Note that there is also a hidden "monitor mode" for out of state checks that may be helpful in assessing whether it is safe to re-enable the out of state check setting again by watching the logs:
TCP Out of State Drops - Hidden Monitor Mode
Interesting...I think that should help in testing.
The biggest difference between chassis and standard appliance is the connection is synchronized to a specific blade on the backup chassis, not every blade gets a copy of the connection, and this is determined by the distribution algorithm. However, when we change the blade counts it changes the algorithm so the traffic get's given to blades that have no knowledge of the connection, hence why I'm curious if a blade would register a connection based on an ACK if it has no prior knowledge of the connection.
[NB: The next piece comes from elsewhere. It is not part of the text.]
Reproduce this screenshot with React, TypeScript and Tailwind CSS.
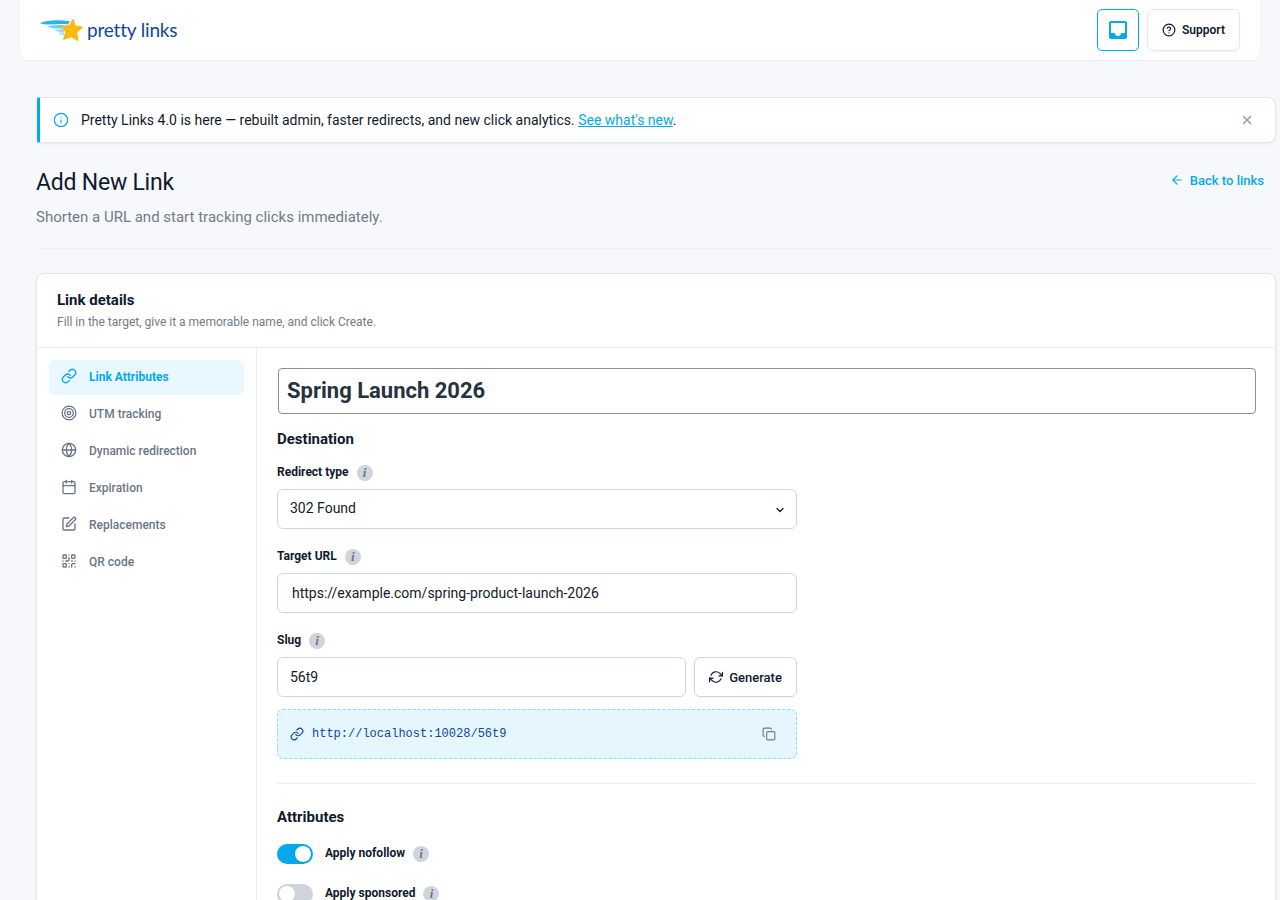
import React from "react";
import {
  ArrowLeft,
  Calendar,
  ChevronDown,
  CircleHelp,
  Copy,
  Globe,
  Info,
  Link,
  QrCode,
  SquarePen,
  X,
} from "lucide-react";
import { FiRefreshCw } from "react-icons/fi";

const navItems = [
  { label: "Link Attributes", icon: LinkIcon, active: true },
  { label: "UTM tracking", icon: TargetIcon },
  { label: "Dynamic redirection", icon: GlobeIcon },
  { label: "Expiration", icon: CalendarIcon },
  { label: "Replacements", icon: EditIcon },
  { label: "QR code", icon: QrIcon },
];

const attributes = [
  { label: "Apply nofollow", on: true },
  { label: "Apply sponsored", on: false },
];

function LinkIcon() {
  return <Link className="size-4" strokeWidth={2} />;
}

function TargetIcon() {
  return (
    <svg viewBox="0 0 16 16" className="size-4" fill="none" stroke="currentColor" strokeWidth="1.3">
      <circle cx="8" cy="8" r="6.9" />
      <circle cx="8" cy="8" r="4.3" />
      <circle cx="8" cy="8" r="1.7" />
    </svg>
  );
}

function GlobeIcon() {
  return <Globe className="size-4" strokeWidth={2} />;
}

function CalendarIcon() {
  return <Calendar className="size-4" strokeWidth={2} />;
}

function EditIcon() {
  return <SquarePen className="size-4" strokeWidth={2} />;
}

function QrIcon() {
  return <QrCode className="size-4" strokeWidth={2} />;
}

function Logo() {
  return (
    <div className="flex items-center">
      <svg viewBox="0 0 44 24" className="h-6 w-11" fill="none">
        <path d="M0 5.300C8 1.800 18 1.800 30 3.200L28 6.600C18 4.800 9 8.400 0 5.300Z" fill="#27b4ec" />
        <path d="M7.500 8.300C13 7.500 18 6.400 25 7.500L23 10.500C17 10 12 11.500 7.500 8.300Z" fill="#6fcdf3" />
        <path d="M14.500 12.100C18 11.800 20 11 24 11.500V14C20 14 17.500 14.300 14.500 12.100Z" fill="#8ed8f6" />
        <path d="M18.500 15.100L24 14V17C21.500 17.500 20 17 18.500 15.100Z" fill="#a9e1f8" />
        <path
          d="M33 2L34.800 8.200L41.800 9.500L36.200 13.800L37.600 22L31.600 18.200L24 21L26.400 13.900L22.300 8.700L29.600 8Z"
          fill="#fdb913"
          stroke="#fdb913"
          strokeWidth="1.800"
          strokeLinejoin="round"
        />
      </svg>
      <span className="ml-[3px] font-['Lato',sans-serif] text-[19px] leading-6 tracking-[-0.18px] text-[#0f47a1]">
        pretty links
      </span>
    </div>
  );
}

function InfoBadge() {
  return (
    <span className="flex size-4 items-center justify-center rounded-full bg-[#d0d5dd] pb-px font-['Liberation_Serif',serif] text-[13px] leading-none font-bold text-[#6b7684] italic">
      i
    </span>
  );
}

function FieldLabel({ children }: { children: React.ReactNode }) {
  return (
    <div className="flex h-4 gap-2">
      <span className="-mt-px text-[12px] leading-4 font-bold">{children}</span>
      <InfoBadge />
    </div>
  );
}

export default function App() {
  return (
    <div className="h-[900px] w-[1280px] overflow-hidden bg-[#f6f8fc] font-['Roboto',sans-serif] text-[#0f1a2e]">
      <header className="mx-5 flex h-[60px] items-center justify-between rounded-b-lg bg-white px-5 shadow-[0_1px_2px_rgba(16,24,40,0.06)]">
        <Logo />
        <div className="flex gap-2">
          <button className="flex size-[42px] items-center justify-center rounded-[5px] border border-[#03aaeb] text-[#03aaeb]">
            <svg viewBox="0 0 18 18" className="size-[18px]">
              <path
                fill="currentColor"
                fillRule="evenodd"
                d="M2 0H16A2 2 0 0 1 18 2V16A2 2 0 0 1 16 18H2A2 2 0 0 1 0 16V2A2 2 0 0 1 2 0ZM2 2V12H5.500C6.200 13.800 7.400 15 9 15S11.800 13.800 12.500 12H16V2Z"
              />
            </svg>
          </button>
          <button className="flex h-[42px] w-[93px] items-center justify-center gap-1.5 rounded-md border border-[#e4e7ec] text-[12px] font-semibold shadow-[0_1px_2px_rgba(16,24,40,0.05)]">
            <CircleHelp className="size-[14px]" strokeWidth={2} />
            Support
          </button>
        </div>
      </header>

      <main className="mt-[37px] ml-9 w-[1240px]">
        <div className="ml-px flex h-[46px] items-center rounded-l-[2px] rounded-r-lg border border-l-[3px] border-[#e1e6ed] border-l-[#03aaeb] bg-white pr-[21px] pl-[13px] shadow-[0_1px_2px_rgba(16,24,40,0.05)]">
          <Info className="size-4 text-[#03aaeb]" strokeWidth={1.8} />
          <p className="ml-3 flex-1 text-[14px] tracking-[-0.004px]">
            Pretty Links 4.0 is here — rebuilt admin, faster redirects, and new click analytics.{" "}
            <a className="text-[#03aaeb] underline">See what's new</a>.
          </p>
          <X className="size-[14px] text-[#8f96a3]" strokeWidth={2.2} />
        </div>

        <div className="flex h-[106px] justify-between border-b border-[#eceef2] pt-[22px] pr-3">
          <div>
            <h1 className="mt-0.5 text-[23px] leading-8 font-normal tracking-[-0.23px]">Add New Link</h1>
            <p className="mt-1.5 text-[15px] leading-6 text-[#737b88]">
              Shorten a URL and start tracking clicks immediately.
            </p>
          </div>
          <a className="flex h-8 items-center gap-1.5 text-[13px] font-medium text-[#03aaeb]">
            <ArrowLeft className="-mt-0.5 size-[14px]" strokeWidth={2} />
            Back to links
          </a>
        </div>

        <section className="mt-6 h-[700px] rounded-lg border border-[#e1e6ed] bg-white shadow-[0_1px_3px_rgba(16,24,40,0.08)]">
          <div className="h-[74px] border-b border-[#eaecf0] px-5 pt-4">
            <h2 className="text-[15px] leading-5 font-bold">Link details</h2>
            <p className="mt-1 text-[12px] leading-4 text-[#737b88]">
              Fill in the target, give it a memorable name, and click Create.
            </p>
          </div>

          <div className="flex h-[626px]">
            <nav className="flex w-[220px] shrink-0 flex-col gap-0.5 border-r border-[#eaecf0] p-3">
              {navItems.map((item) => (
                <a
                  key={item.label}
                  className={
                    item.active
                      ? "flex h-[35px] items-center gap-3 rounded-md bg-[#e9f7fe] px-3 pb-0.5 text-[12px] font-bold text-[#03aaeb]"
                      : "flex h-[35px] items-center gap-3 px-3 pb-0.5 text-[12px] font-medium text-[#6b7684]"
                  }
                >
                  <span className="-mt-px">
                    <item.icon />
                  </span>
                  {item.label}
                </a>
              ))}
            </nav>

            <div className="flex-1 p-5">
              <div className="ml-px flex h-[46px] w-[978px] items-center rounded-[4px] border border-[#8c8f94] px-2 pb-0.5 text-[22px] font-bold text-[#28323f]">
                Spring Launch 2026
              </div>
              <h3 className="mt-[15px] text-[15px] leading-5 font-bold">Destination</h3>

              <div className="mt-4 w-[520px]">
                <FieldLabel>Redirect type</FieldLabel>
                <div className="mt-2 flex h-10 items-center justify-between rounded-md border border-[#d0d5dd] pr-2.5 pl-3 text-[14px]">
                  <span className="-mt-0.5">302 Found</span>
                  <ChevronDown className="mt-0.5 size-3" strokeWidth={2.6} />
                </div>
              </div>

              <div className="mt-5 w-[520px]">
                <FieldLabel>Target URL</FieldLabel>
                <div className="mt-2 flex h-10 items-center rounded-md border border-[#d0d5dd] px-3.5 text-[14px]">
                  https://example.com/spring-product-launch-2026
                </div>
              </div>

              <div className="mt-5 w-[520px]">
                <FieldLabel>Slug</FieldLabel>
                <div className="mt-2 flex gap-2">
                  <div className="flex h-10 flex-1 items-center rounded-md border border-[#d0d5dd] px-3 text-[14px]">
                    56t9
                  </div>
                  <button className="flex h-10 w-[103px] items-center justify-center gap-1.5 rounded-md border border-[#d0d5dd] text-[13px] font-medium shadow-[0_1px_2px_rgba(16,24,40,0.05)]">
                    <FiRefreshCw className="size-[14px]" />
                    <span className="pt-px">Generate</span>
                  </button>
                </div>
                <div className="mt-3 flex h-[50px] items-center rounded-md border border-dashed border-[#8bdcf8] bg-[#e5f6fe] pr-5 pl-3">
                  <Link className="size-[14px] text-[#0f47a1]" strokeWidth={2} />
                  <span className="ml-2 flex-1 font-['Liberation_Mono',monospace] text-[12px] text-[#0f47a1]">
                    http://localhost:10028/56t9
                  </span>
                  <Copy className="size-[14px] text-[#737b88]" strokeWidth={2} />
                </div>
              </div>

              <div className="mt-6 w-[978px] border-t border-[#eceef2] pt-[23px]">
                <h3 className="text-[15px] leading-5 font-bold">Attributes</h3>
                <div className="mt-[17px] flex flex-col gap-5">
                  {attributes.map((attr) => (
                    <div key={attr.label} className="flex h-5 items-center gap-3">
                      <span
                        className={
                          attr.on
                            ? "flex h-5 w-9 items-center justify-end rounded-full bg-[#03aaeb] p-0.5"
                            : "flex h-5 w-9 items-center rounded-full bg-[#d0d5dd] p-0.5"
                        }
                      >
                        <span className="size-4 rounded-full bg-white shadow-sm" />
                      </span>
                      <FieldLabel>{attr.label}</FieldLabel>
                    </div>
                  ))}
                </div>
              </div>
            </div>
          </div>
        </section>
      </main>
    </div>
  );
}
Just to bring everything full circle we found while testing in the lab that the connections were not registered based on the ACK. As soon as we re-enabled TCP state checking we saw multiple connections start dropping as out of state (that shouldn't be). It did fix the problem regarding the first failover with uneven number of SGM's, but once re-enabled the connections hadn't been registered (or properly registered) and drops start occurring again. This is at least the case for the chassis with R76sp.50, not sure about other platforms.
Also, the TCP state monitor is unsupported on R76sp.50 as well just as an FYI.
OK thanks for the update, interesting.